Por: Elio Masferrer Kan, (ENAH/INAH-México)
Una de las cuestiones más complejas y de imposible solución es el duelo de las personas a quienes les ha fallecido un ser querido en la pandemia. En el concepto católico del mundo el alma es un regalo de Dios y es lo que da a las personas su propio carácter, el alma es inmortal, no antecede al cuerpo ni tiene origen material. Cada ser humano es único en cuerpo y alma. La muerte de una persona implica que el cuerpo queda, polvo eres y polvo serás y será el alma quien se presenta ante Dios.
En esta perspectiva el fallecimiento de una persona es vista como una situación que llevaría en forma casi automática el alma de la persona ante Dios. En la concepción cristiana se hace énfasis en el desempeño de la persona a lo largo de su existencia y el acceso al Paraíso es de alguna manera un premio por sus comportamientos en la vida terrenal.

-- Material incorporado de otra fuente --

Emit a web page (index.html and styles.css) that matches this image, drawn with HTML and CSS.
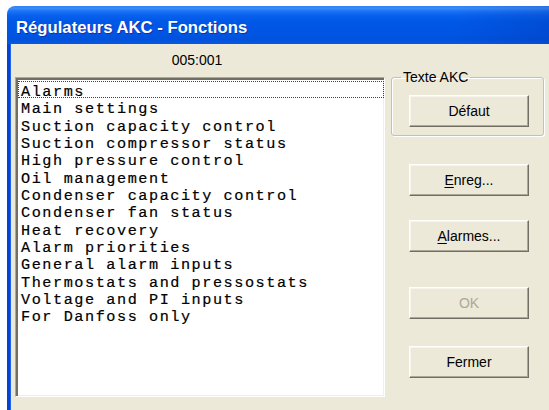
FILE: index.html
```html
<!DOCTYPE html>
<html lang="fr">
<head>
<meta charset="utf-8">
<title>Régulateurs AKC - Fonctions</title>
<link rel="stylesheet" href="styles.css">
</head>
<body>
<div class="window">
  <div class="titlebar"><span class="title">Régulateurs AKC - Fonctions</span></div>
  <div class="client">
    <div class="main">
      <div class="left">
        <div class="address">005:001</div>
        <ul class="listbox">
          <li class="item focused">Alarms</li>
          <li class="item">Main settings</li>
          <li class="item">Suction capacity control</li>
          <li class="item">Suction compressor status</li>
          <li class="item">High pressure control</li>
          <li class="item">Oil management</li>
          <li class="item">Condenser capacity control</li>
          <li class="item">Condenser fan status</li>
          <li class="item">Heat recovery</li>
          <li class="item">Alarm priorities</li>
          <li class="item">General alarm inputs</li>
          <li class="item">Thermostats and pressostats</li>
          <li class="item">Voltage and PI inputs</li>
          <li class="item">For Danfoss only</li>
        </ul>
      </div>
      <div class="side">
        <fieldset class="group">
          <legend class="group-label">Texte AKC</legend>
          <button class="btn">Défaut</button>
        </fieldset>
        <button class="btn btn-enreg"><u>E</u>nreg...</button>
        <button class="btn btn-alarmes"><u>A</u>larmes...</button>
        <button class="btn btn-ok" disabled>OK</button>
        <button class="btn btn-fermer">Fermer</button>
      </div>
    </div>
  </div>
</div>
</body>
</html>
```

FILE: styles.css
```css
html, body {
  margin: 0;
  padding: 0;
  width: 549px;
  height: 410px;
  overflow: hidden;
  background: #ffffff;
}

/* dialog frame, running off the right and bottom edges */
.window {
  margin: 6px 0 0 7px;
  width: 560px;
  height: 420px;
  border-radius: 8px 8px 0 0;
  overflow: hidden;
  display: flex;
  flex-direction: column;
}

.titlebar {
  height: 38px;
  box-sizing: border-box;
  padding: 5px 0 0 9px;
  background:
    linear-gradient(to right, rgba(0, 0, 0, 0) 80%, rgba(0, 20, 120, 0.18) 100%),
    linear-gradient(to bottom,
      #2f7ff5 0%,
      #3a8cfb 6%,
      #1a72f6 14%,
      #0862ee 24%,
      #0058e6 40%,
      #0055e3 70%,
      #0052dc 88%,
      #0a58e0 100%);
}

.title {
  font: 700 16.7px/33px "Liberation Sans", Arial, sans-serif;
  color: #ffffff;
  text-shadow: 1px 1px 0 #1032a8;
  white-space: nowrap;
}

.client {
  flex: 1;
  background: #ece9d8;
  border-left: 3px solid #0841d6;
  box-shadow: inset 1px 0 0 #1c66ee;
  padding: 7px 0 0 5px;
}

.main {
  display: flex;
  gap: 6px;
  align-items: flex-start;
}

.left {
  width: 370px;
  display: flex;
  flex-direction: column;
}

.address {
  font: 14px/18px "Liberation Sans", Arial, sans-serif;
  color: #000;
  text-align: center;
  margin: 0 0 8px -6px;
}

/* sunken list box */
.listbox {
  list-style: none;
  margin: 0;
  padding: 3px 0 0 1px;
  box-sizing: border-box;
  width: 370px;
  height: 320px;
  background: #ffffff;
  border: 1px solid;
  border-color: #aca899 #ffffff #ffffff #aca899;
  box-shadow: inset 2px 2px 0 #716f64, inset -1px -1px 0 #f1efe2;
}

/* fixed-pitch rows, 10.67px per character */
.item {
  font: 15.2px/11.33px "Liberation Mono", "Courier New", monospace;
  letter-spacing: 1.55px;
  -webkit-text-stroke: 0.2px #000;
  color: #000;
  height: 17.33px;
  box-sizing: border-box;
  padding: 6px 0 0 3px;
  margin-left: 1px;
  white-space: nowrap;
}

.item.focused {
  outline: 1px dotted #404040;
  outline-offset: -1px;
}

.side {
  width: 153px;
  padding-top: 18px;
  display: flex;
  flex-direction: column;
  align-items: flex-start;
}

/* group box around the "Défaut" button */
.group {
  margin: 0;
  width: 153px;
  box-sizing: border-box;
  border: 1px solid #c4c1b0;
  border-radius: 3px;
  box-shadow: inset 1px 1px 0 #ffffff, 1px 1px 0 #ffffff;
  padding: 10px 14px 8px 17px;
}

.group-label {
  font: 14px/16px "Liberation Sans", Arial, sans-serif;
  color: #000;
  padding: 0 2px;
  margin-left: -8px;
}

.btn {
  width: 120px;
  height: 32px;
  box-sizing: border-box;
  margin: 0 0 0 18px;
  padding: 0;
  font: 14px/16px "Liberation Sans", Arial, sans-serif;
  color: #000;
  background: #ece9d8;
  border: 1px solid;
  border-color: #ffffff #716f64 #716f64 #ffffff;
  box-shadow: inset -1px -1px 0 #aca899, inset 1px 1px 0 #f6f4ec;
  border-radius: 0;
}

.group .btn {
  margin-left: 0;
}

.btn u {
  text-decoration-thickness: 1px;
  text-underline-offset: 2px;
}

.btn:disabled {
  color: #aca899;
}

.btn-enreg { margin-top: 28px; }
.btn-alarmes { margin-top: 24px; }
.btn-ok { margin-top: 35px; }
.btn-fermer { margin-top: 27px; }
```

Esto no es compartido en muchas expresiones del catolicismo popular latinoamericano. Los antiguos mexicanos veían la muerte como un proceso complejo y no tenían el concepto de alma del cristianismo. Los muertos se trasladaban a diferentes moradas según habían fallecido, quienes morían ahogados o de enfermedades acuáticas iban con Tlaloc, el Dios de la Lluvia. Los guerreros que morían en combate acompañaban al Sol desde que salía hasta el Cenit y las mujeres fallecidas en el parto, acompañaban al Sol hasta su declive en el oeste. Los muertos en general iban al Mictlán, un lugar de penumbras, apenas alumbrado por el Sol Nocturno, a trabajar para los dioses y los familiares debían alimentarlos para que no se desintegraran, pasado cierto tiempo desaparecían y los dioses necesitaban más gente. Cuando los misioneros amenazaban a los indígenas con el Infierno, sus descripciones no tenían mayor impacto pues se parecían al Mictlan, donde la mayoría del pueblo tenía claro que iría después de la muerte.

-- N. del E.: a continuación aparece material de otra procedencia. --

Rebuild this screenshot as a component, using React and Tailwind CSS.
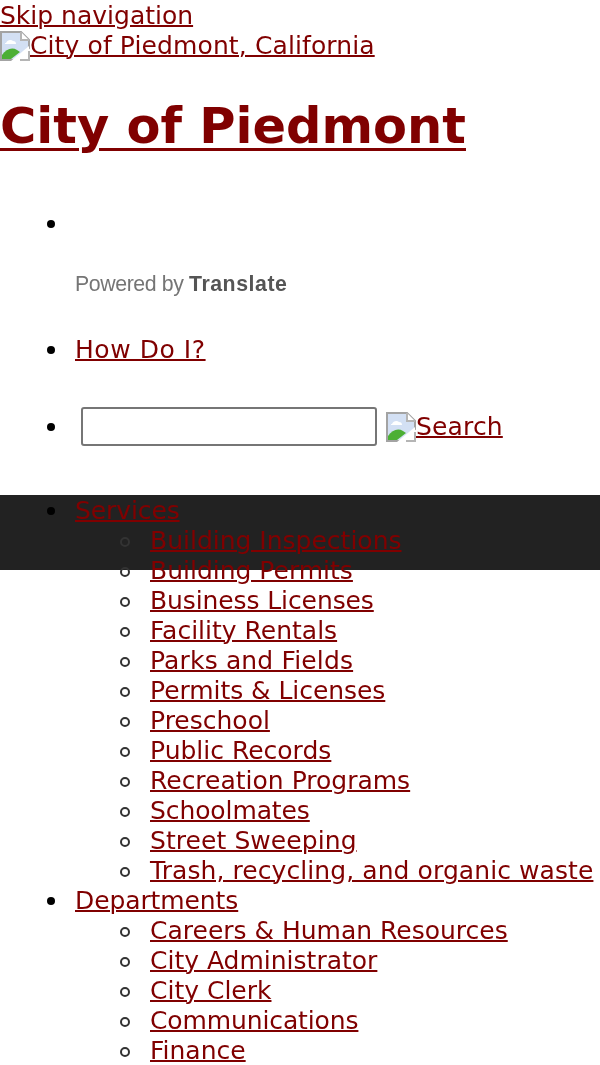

Las visiones del mundo relacionada con la muerte son las que tardan más en modificarse. En esta perspectiva el catolicismo sincrético, compartido por el 70% de los católicos los lleva a considerar que los ritos mortuorios son indispensables para asegurarle al fallecido una buena despedida y apoyo para el largo camino que le toca recorrer a su alma. Si estos no se realizan pueden pasar muchas cosas peligrosas para los sobrevivientes, pues el alma del muerto se transforma en un “alma en pena” que puede agredir a los parientes y amigos que no le cumplieron. La pandemia ha trastocado todas estas costumbres funerarias, el fallecido será identificado por un familiar que ingresa “protegido” a la morgue y certifica que es su pariente, pero los familiares no pueden realizar misas de cuerpo presente ni velarlo, ni reunirse para rezar durante 9 días para acompañar al muerto y alentarlo en “la travesía hacia el más allá”.

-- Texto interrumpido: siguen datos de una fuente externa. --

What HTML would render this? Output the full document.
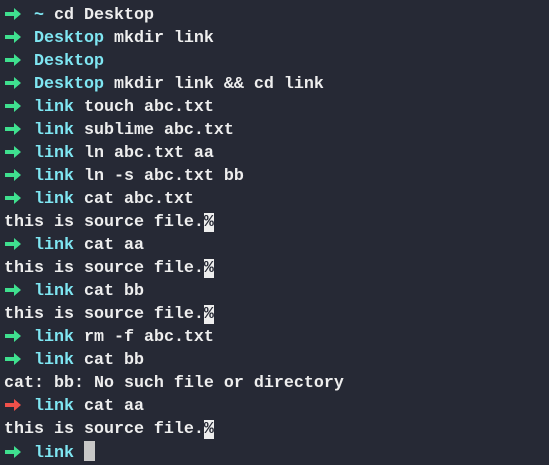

Recibirán además los restos en una pequeña urna, ya incinerado. Este catolicismo popular considera que partes vitales del fallecido aún están “vivos” en el cuerpo, “que ha sufrido mucho y que sigue sufriendo”, incinerarlo es “lastimar aún más” al fallecido. Será visto como una nueva agresión y se sienten culpables pues no han podido “defenderlo”.
Tenemos enfrente un problema que afecta a la sociedad imposible de resolverse, debemos agregar que los parientes que compartieron la casa es probable que estén en cuarentena o abiertamente contagiados, lo cual imposibilita el contacto con otros familiares y amigos y se pone en peligro a quienes quieren consolarlos.
En tiempos de pandemia el desafío es encontrar soluciones viables a problemas que no podemos resolver.